_Objective_
Identify the lines that contain the string "React" and copy all of them.

● ● ● ●

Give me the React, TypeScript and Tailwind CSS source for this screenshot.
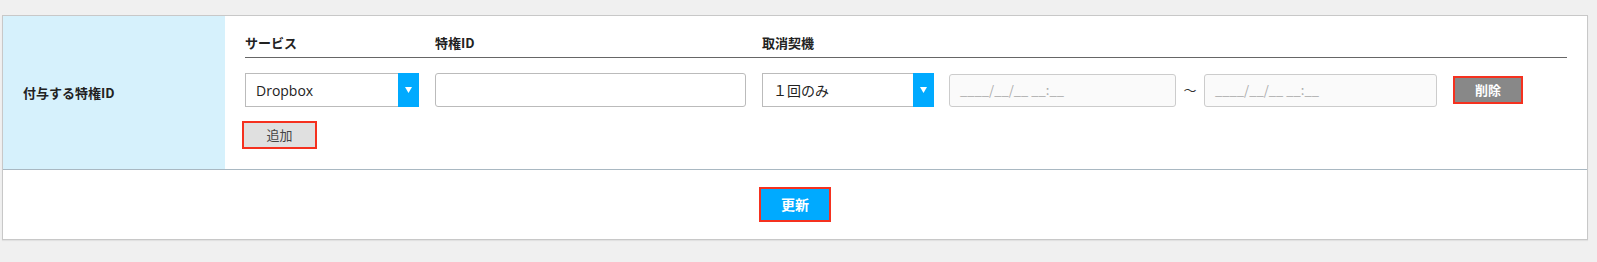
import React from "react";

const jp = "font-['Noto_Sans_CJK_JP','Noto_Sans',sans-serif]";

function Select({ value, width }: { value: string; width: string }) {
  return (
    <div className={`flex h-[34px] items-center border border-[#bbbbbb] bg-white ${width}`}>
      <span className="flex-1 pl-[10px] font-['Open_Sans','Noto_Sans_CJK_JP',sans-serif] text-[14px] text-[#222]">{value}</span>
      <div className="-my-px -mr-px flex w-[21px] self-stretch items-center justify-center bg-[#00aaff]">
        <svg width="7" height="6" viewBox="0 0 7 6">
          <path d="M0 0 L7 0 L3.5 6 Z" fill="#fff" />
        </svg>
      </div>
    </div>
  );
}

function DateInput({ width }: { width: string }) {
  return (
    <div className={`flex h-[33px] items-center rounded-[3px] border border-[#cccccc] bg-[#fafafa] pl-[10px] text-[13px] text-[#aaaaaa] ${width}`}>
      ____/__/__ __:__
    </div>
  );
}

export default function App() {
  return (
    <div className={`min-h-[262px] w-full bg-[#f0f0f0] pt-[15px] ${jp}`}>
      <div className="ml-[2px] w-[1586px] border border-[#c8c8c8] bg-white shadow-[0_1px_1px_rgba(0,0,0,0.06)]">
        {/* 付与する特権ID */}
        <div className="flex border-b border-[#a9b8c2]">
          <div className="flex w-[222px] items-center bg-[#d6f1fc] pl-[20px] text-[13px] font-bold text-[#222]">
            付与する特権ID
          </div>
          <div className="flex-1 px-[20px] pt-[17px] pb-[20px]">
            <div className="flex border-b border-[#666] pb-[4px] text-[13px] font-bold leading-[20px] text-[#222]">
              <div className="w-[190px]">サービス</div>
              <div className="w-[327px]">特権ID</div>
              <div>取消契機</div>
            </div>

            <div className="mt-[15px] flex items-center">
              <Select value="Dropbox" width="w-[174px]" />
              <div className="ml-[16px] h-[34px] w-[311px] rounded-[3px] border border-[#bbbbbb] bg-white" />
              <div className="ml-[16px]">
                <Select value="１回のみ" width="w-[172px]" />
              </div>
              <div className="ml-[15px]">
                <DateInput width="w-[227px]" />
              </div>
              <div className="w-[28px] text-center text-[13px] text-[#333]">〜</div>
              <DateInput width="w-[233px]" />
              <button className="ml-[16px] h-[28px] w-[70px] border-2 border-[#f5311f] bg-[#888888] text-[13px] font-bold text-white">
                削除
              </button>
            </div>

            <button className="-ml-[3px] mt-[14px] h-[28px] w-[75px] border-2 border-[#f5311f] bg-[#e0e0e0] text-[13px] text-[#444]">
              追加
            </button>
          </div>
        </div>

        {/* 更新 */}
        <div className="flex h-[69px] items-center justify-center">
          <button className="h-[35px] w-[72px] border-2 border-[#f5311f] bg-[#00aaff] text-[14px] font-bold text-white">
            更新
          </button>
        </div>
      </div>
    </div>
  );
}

● ● ● ●

_Worked answer_
Give me the React, TypeScript and Tailwind CSS source for this screenshot.
import React from "react";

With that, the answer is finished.